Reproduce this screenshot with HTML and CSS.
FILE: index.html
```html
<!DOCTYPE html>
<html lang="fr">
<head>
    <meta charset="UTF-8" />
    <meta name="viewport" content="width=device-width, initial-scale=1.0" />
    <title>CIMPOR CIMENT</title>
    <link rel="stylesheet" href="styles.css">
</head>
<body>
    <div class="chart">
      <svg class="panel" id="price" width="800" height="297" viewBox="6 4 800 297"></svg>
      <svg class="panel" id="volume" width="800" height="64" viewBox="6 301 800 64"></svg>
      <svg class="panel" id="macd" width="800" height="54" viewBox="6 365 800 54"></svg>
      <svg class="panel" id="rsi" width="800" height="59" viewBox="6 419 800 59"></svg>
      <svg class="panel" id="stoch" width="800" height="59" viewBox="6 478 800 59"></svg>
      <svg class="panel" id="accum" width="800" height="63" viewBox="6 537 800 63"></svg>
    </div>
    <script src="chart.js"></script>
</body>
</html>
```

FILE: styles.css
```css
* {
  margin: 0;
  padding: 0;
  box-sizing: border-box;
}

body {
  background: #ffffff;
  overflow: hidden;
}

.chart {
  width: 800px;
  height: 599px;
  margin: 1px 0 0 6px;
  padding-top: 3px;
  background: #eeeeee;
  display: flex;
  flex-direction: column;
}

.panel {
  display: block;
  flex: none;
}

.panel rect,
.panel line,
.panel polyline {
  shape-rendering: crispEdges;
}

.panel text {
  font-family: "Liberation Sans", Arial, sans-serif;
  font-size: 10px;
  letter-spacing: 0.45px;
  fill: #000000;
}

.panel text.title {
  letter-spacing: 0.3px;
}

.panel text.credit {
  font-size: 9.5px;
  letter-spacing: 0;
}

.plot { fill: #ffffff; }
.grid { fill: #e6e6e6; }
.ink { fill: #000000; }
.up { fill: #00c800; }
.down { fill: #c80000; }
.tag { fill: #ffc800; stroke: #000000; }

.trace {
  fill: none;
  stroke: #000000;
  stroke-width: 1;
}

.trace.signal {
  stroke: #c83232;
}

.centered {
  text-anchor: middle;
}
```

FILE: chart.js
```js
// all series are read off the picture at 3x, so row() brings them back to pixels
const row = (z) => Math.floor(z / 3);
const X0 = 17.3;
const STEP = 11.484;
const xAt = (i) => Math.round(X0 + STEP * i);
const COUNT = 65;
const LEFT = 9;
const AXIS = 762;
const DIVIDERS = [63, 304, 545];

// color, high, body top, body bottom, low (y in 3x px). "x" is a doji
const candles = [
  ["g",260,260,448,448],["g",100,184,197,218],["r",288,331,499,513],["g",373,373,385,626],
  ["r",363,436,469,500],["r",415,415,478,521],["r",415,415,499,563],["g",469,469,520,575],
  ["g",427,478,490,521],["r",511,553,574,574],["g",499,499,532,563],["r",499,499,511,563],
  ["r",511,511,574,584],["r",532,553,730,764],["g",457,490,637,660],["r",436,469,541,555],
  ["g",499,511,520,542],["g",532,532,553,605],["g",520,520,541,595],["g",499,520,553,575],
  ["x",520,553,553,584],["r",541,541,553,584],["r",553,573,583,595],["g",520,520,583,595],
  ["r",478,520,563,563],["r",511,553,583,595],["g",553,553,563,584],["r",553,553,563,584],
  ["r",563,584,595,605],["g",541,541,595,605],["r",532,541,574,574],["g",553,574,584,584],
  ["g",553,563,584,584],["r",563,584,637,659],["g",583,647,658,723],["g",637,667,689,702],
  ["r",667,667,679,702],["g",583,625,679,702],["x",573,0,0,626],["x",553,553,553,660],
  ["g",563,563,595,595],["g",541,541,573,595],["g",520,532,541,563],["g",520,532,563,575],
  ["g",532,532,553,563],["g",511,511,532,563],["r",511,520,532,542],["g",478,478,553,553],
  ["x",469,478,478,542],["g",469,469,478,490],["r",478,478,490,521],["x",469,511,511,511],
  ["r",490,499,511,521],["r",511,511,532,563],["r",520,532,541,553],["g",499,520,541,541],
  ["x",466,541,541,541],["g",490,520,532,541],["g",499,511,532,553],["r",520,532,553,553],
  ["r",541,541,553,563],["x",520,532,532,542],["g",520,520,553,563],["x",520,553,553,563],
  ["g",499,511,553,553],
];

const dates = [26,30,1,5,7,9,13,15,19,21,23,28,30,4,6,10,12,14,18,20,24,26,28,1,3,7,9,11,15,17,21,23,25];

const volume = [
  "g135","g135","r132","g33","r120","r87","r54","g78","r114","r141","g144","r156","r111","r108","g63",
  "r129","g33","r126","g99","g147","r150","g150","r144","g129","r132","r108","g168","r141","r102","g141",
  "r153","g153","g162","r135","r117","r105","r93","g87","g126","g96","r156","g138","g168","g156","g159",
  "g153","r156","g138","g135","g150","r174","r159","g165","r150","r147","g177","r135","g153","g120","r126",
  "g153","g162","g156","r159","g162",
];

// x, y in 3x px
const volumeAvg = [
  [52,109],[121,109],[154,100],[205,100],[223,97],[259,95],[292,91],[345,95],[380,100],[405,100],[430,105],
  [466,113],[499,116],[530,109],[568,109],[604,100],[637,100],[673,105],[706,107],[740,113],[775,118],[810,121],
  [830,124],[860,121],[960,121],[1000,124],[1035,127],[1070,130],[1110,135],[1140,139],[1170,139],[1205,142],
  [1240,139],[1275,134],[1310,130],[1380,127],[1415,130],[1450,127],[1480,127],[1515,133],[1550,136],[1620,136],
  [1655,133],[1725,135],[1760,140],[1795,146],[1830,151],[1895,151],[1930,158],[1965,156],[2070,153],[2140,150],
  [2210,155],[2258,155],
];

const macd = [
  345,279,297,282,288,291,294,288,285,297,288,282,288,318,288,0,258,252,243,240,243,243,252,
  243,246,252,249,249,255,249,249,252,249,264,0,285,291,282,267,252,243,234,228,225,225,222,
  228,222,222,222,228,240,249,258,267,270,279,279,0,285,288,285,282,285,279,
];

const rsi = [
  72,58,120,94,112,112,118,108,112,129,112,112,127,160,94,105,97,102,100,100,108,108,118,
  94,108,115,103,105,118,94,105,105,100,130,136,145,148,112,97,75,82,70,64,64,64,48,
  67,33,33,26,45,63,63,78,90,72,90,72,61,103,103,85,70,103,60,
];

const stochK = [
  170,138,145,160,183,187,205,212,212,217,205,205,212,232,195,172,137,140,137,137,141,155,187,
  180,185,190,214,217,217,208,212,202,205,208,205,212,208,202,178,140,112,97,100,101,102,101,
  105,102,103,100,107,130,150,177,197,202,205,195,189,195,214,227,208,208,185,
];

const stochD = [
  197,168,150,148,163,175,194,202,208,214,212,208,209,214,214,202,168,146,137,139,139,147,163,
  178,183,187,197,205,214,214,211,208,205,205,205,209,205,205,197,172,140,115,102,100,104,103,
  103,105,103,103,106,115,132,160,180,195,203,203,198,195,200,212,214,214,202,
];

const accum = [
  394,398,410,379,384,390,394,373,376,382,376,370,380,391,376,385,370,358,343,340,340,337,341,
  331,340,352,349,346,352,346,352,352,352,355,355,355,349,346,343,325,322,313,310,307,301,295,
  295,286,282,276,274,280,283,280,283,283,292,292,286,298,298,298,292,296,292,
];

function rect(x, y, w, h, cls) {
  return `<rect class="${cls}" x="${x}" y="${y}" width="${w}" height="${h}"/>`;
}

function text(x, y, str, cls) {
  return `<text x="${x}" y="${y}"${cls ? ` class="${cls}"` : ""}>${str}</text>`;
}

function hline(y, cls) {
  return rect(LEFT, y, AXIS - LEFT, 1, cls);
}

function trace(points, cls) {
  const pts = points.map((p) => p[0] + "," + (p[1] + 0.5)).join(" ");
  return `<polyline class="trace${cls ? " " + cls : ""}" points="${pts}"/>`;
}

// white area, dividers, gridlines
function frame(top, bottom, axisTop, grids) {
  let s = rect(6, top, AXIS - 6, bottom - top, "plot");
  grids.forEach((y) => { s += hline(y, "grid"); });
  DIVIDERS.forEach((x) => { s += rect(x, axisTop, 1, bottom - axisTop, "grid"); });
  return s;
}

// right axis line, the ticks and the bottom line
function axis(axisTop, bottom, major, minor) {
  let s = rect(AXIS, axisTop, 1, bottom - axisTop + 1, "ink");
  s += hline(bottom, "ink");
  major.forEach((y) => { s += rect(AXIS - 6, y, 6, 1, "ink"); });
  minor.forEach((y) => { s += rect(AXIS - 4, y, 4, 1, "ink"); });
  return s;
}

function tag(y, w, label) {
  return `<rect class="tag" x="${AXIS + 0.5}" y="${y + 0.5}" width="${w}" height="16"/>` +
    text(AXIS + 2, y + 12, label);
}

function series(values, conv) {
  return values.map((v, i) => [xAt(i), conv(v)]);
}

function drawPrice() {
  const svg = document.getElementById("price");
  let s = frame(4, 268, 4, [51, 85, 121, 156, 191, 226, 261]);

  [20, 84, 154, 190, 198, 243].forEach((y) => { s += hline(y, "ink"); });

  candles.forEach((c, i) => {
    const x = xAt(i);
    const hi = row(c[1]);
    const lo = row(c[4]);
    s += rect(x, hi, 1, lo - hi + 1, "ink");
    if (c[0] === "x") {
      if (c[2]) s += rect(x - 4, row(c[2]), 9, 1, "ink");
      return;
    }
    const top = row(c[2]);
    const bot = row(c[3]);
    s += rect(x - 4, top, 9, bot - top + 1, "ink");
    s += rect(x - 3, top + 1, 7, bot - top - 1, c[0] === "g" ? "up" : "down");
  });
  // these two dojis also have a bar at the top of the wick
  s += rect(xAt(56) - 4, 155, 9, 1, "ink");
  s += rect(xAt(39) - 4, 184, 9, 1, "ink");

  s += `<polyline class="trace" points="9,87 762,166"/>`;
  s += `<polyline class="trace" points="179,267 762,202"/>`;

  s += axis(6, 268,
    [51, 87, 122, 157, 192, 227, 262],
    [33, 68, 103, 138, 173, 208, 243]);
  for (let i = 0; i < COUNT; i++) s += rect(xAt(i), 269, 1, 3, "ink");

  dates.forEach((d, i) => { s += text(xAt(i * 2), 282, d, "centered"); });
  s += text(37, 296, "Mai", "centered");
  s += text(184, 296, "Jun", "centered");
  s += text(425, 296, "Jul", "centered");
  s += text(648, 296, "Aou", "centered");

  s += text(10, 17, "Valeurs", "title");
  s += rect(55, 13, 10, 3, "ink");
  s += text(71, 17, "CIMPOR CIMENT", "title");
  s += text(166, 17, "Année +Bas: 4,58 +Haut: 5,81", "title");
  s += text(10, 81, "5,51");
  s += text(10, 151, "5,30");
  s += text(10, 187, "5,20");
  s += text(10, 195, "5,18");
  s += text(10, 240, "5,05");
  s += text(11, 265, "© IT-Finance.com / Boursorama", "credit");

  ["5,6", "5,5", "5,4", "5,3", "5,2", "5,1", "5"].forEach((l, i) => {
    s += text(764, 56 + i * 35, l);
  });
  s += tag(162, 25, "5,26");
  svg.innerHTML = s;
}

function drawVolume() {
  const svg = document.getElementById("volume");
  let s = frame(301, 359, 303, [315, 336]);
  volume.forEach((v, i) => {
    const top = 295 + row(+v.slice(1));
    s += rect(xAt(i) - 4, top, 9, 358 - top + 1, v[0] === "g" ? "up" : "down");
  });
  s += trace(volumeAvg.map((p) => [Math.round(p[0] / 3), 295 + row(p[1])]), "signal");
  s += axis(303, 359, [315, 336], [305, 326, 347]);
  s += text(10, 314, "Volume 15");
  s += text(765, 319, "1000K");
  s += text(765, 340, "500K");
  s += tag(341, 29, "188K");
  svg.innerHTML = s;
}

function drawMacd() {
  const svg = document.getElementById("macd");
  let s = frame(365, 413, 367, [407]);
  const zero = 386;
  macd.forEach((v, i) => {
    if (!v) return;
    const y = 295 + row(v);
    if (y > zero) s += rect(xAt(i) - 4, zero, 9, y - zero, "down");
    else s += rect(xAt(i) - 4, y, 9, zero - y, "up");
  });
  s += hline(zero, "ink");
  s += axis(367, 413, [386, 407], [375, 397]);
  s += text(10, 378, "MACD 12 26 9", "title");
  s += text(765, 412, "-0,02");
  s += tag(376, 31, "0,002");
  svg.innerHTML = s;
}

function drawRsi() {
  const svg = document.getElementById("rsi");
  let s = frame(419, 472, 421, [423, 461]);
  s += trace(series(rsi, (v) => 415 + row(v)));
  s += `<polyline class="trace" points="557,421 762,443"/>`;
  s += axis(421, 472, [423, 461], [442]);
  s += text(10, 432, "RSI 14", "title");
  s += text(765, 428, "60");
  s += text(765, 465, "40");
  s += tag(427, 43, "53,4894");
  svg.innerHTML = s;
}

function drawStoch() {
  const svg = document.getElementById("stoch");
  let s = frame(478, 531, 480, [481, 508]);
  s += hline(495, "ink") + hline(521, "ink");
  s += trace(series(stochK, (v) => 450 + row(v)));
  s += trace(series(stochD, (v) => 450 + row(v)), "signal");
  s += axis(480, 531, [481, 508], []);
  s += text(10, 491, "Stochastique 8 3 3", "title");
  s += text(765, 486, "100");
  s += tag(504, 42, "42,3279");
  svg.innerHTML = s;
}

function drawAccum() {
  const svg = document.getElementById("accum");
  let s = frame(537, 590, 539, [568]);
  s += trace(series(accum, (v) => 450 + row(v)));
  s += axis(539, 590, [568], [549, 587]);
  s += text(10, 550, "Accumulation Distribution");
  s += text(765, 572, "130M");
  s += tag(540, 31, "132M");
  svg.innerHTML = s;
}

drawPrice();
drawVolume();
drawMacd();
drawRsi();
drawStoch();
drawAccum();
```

::::::::::

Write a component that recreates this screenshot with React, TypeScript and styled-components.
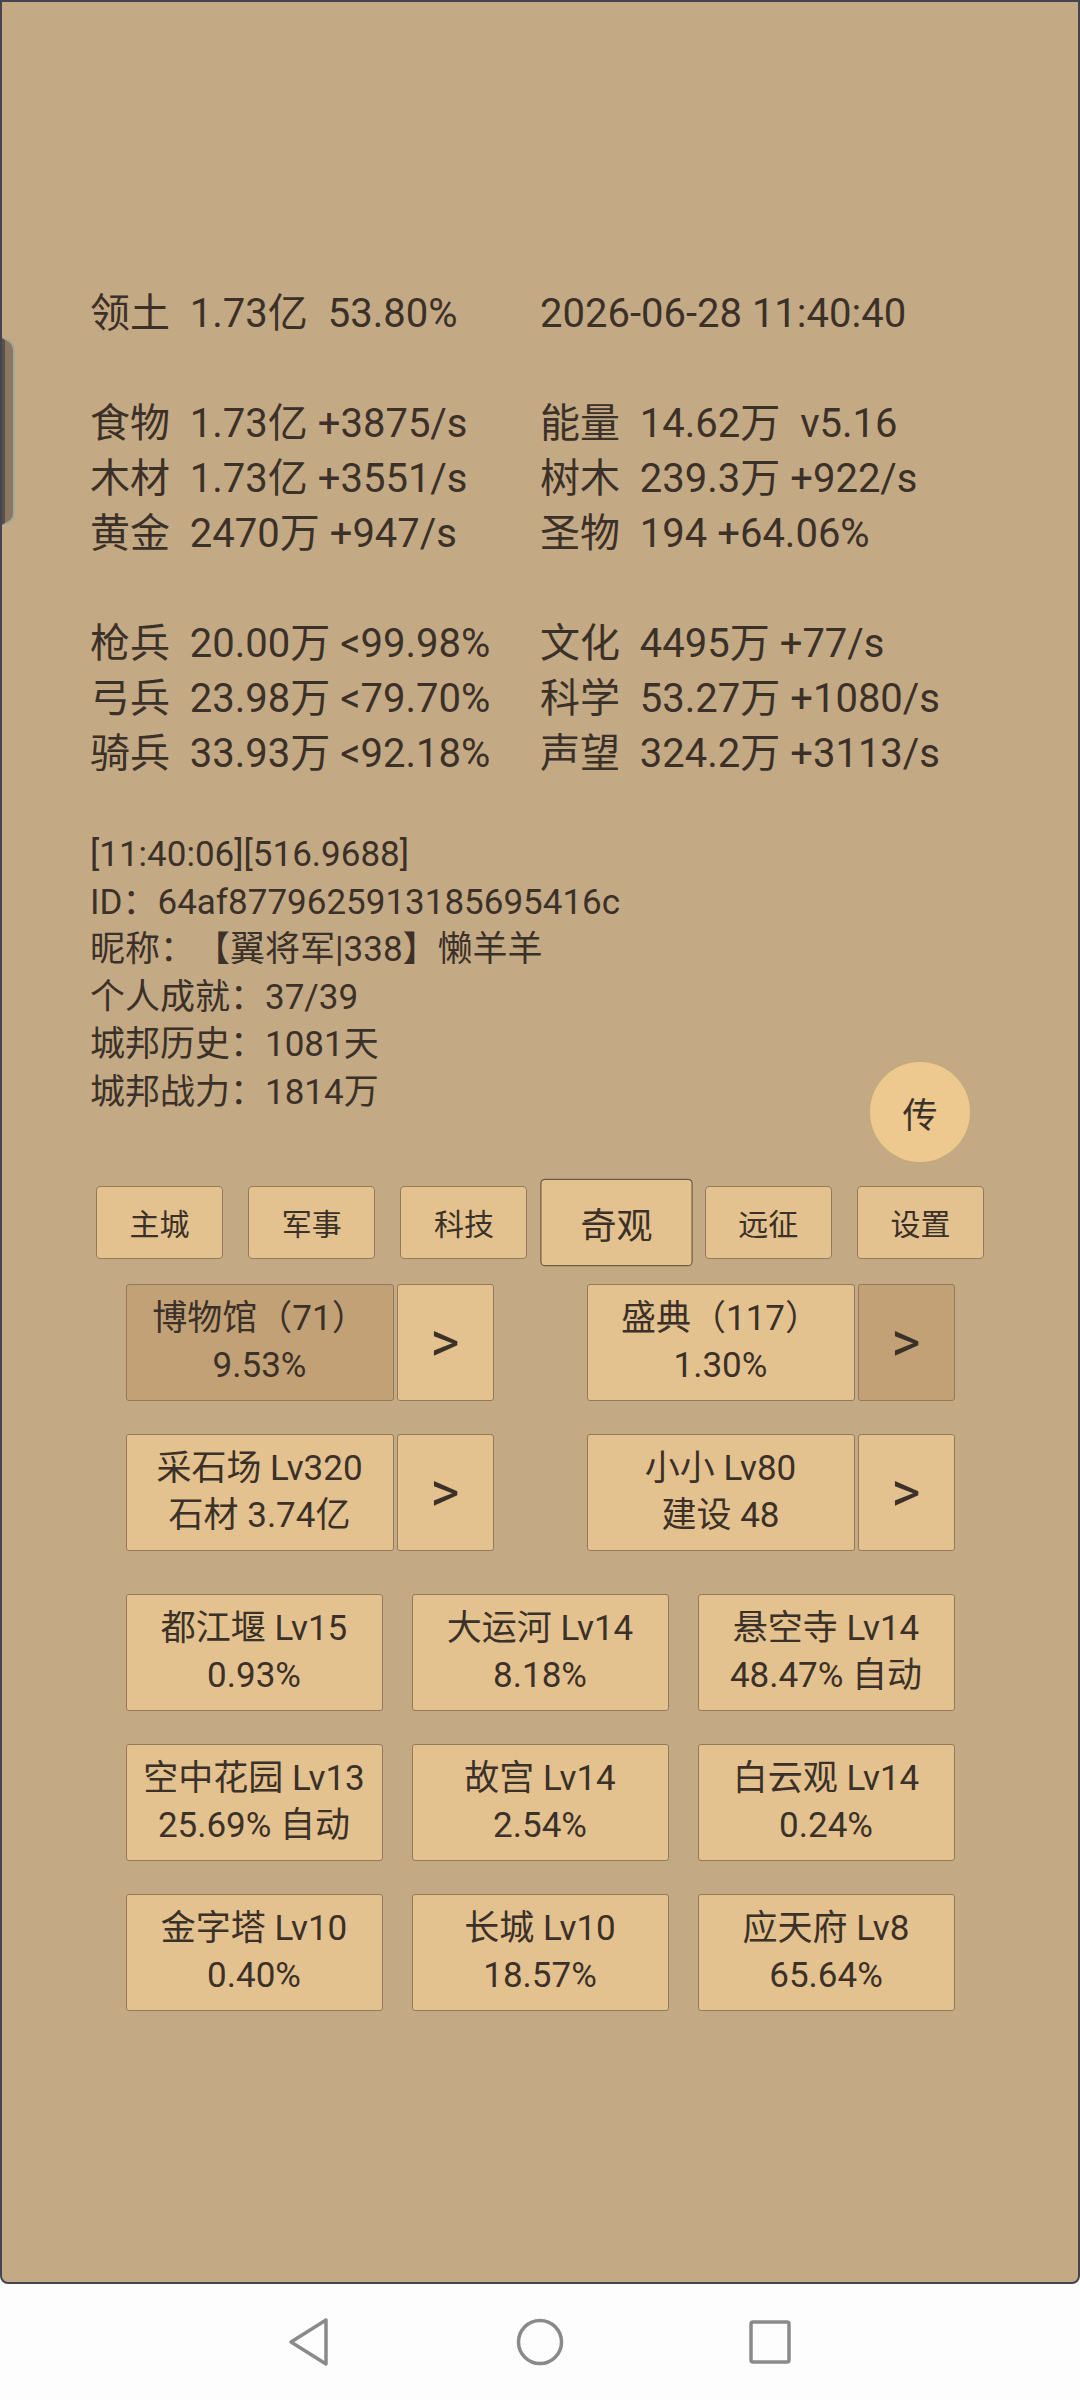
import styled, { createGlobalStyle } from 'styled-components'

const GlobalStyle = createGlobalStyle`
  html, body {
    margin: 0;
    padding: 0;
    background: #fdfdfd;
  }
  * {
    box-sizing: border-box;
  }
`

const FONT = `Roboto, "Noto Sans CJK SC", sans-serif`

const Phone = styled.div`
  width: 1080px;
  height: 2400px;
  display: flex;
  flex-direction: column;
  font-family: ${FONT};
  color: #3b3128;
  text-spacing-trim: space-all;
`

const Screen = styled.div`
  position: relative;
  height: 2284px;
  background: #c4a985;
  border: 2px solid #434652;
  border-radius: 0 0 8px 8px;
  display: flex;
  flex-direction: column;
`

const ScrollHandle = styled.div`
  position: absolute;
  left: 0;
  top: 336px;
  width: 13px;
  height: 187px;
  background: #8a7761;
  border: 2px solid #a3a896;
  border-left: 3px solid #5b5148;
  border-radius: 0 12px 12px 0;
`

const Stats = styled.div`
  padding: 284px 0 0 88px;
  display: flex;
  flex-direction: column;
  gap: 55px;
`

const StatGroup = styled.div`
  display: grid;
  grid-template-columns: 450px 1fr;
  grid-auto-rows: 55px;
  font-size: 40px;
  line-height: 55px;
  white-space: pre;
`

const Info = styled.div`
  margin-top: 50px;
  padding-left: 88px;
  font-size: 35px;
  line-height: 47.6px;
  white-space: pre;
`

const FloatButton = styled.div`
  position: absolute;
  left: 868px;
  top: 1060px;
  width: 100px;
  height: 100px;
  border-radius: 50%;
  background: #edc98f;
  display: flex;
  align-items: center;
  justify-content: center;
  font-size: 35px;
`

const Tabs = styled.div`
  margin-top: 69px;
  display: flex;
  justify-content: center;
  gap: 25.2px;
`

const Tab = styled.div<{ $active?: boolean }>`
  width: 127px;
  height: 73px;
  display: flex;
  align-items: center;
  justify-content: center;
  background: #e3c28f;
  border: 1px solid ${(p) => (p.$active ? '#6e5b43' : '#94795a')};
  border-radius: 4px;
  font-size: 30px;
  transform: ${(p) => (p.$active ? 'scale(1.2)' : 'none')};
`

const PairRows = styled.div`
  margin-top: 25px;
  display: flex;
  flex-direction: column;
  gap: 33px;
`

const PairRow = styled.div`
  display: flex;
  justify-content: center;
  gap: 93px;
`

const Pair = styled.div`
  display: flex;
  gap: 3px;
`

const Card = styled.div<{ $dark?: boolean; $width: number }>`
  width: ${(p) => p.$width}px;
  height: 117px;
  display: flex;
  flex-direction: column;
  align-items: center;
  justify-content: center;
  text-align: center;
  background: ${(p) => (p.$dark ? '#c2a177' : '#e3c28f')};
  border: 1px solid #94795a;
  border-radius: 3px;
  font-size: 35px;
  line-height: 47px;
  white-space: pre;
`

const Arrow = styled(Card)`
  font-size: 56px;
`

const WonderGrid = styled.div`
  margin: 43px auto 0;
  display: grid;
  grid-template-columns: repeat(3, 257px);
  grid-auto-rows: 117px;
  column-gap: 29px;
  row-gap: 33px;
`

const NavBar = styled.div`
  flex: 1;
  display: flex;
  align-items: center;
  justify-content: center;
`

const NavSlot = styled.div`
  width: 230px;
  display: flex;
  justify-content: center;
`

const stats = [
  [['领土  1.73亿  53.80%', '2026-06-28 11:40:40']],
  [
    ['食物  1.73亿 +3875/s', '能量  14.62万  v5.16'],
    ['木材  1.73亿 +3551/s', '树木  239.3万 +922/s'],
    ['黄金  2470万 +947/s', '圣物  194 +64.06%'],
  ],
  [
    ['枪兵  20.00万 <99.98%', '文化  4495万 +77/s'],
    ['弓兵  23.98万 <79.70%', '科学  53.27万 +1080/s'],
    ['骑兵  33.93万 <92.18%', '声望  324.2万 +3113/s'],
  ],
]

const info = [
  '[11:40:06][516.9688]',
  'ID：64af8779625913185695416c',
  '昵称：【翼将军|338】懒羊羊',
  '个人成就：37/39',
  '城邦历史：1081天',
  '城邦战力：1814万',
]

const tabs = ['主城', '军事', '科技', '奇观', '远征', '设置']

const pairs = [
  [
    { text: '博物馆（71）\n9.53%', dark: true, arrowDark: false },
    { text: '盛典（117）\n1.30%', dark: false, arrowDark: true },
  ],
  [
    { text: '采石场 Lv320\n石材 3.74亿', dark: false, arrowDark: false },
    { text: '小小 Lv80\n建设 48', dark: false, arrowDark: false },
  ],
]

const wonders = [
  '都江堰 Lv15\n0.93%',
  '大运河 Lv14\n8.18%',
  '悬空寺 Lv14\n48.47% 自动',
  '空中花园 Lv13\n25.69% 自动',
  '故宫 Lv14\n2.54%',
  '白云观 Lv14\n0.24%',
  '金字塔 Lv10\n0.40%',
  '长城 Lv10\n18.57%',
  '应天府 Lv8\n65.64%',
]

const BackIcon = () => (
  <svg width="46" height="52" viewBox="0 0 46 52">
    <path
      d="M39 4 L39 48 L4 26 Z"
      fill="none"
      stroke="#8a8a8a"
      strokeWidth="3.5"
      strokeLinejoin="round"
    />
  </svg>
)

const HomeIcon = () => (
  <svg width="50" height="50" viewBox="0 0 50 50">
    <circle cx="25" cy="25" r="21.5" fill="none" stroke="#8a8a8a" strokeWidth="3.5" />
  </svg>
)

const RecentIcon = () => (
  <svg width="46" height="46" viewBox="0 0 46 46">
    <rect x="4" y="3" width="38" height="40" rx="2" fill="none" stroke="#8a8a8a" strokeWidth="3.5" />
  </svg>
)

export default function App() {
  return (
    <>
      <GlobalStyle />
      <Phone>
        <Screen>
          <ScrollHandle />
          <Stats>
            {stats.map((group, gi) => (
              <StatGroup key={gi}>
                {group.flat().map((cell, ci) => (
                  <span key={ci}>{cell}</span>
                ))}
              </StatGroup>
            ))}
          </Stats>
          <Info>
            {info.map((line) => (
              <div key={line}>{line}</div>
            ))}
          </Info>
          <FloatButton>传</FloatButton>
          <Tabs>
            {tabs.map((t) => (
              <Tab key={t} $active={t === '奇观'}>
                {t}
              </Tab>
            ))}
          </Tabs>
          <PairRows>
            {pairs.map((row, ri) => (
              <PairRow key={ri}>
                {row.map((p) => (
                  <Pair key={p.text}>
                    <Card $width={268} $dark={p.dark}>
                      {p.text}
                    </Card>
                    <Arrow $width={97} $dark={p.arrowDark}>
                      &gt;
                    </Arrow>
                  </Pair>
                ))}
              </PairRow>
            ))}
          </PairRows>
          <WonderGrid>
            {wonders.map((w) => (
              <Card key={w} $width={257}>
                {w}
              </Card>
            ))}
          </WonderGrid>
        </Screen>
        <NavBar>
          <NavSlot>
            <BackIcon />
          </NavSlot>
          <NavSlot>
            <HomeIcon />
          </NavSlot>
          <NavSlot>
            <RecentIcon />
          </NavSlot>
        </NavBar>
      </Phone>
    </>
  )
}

::::::::::

#### Exercise
In the entries above, find each line with the string "components" and copy it.

#### Solution for this task
Write a component that recreates this screenshot with React, TypeScript and styled-components.
import styled, { createGlobalStyle } from 'styled-components'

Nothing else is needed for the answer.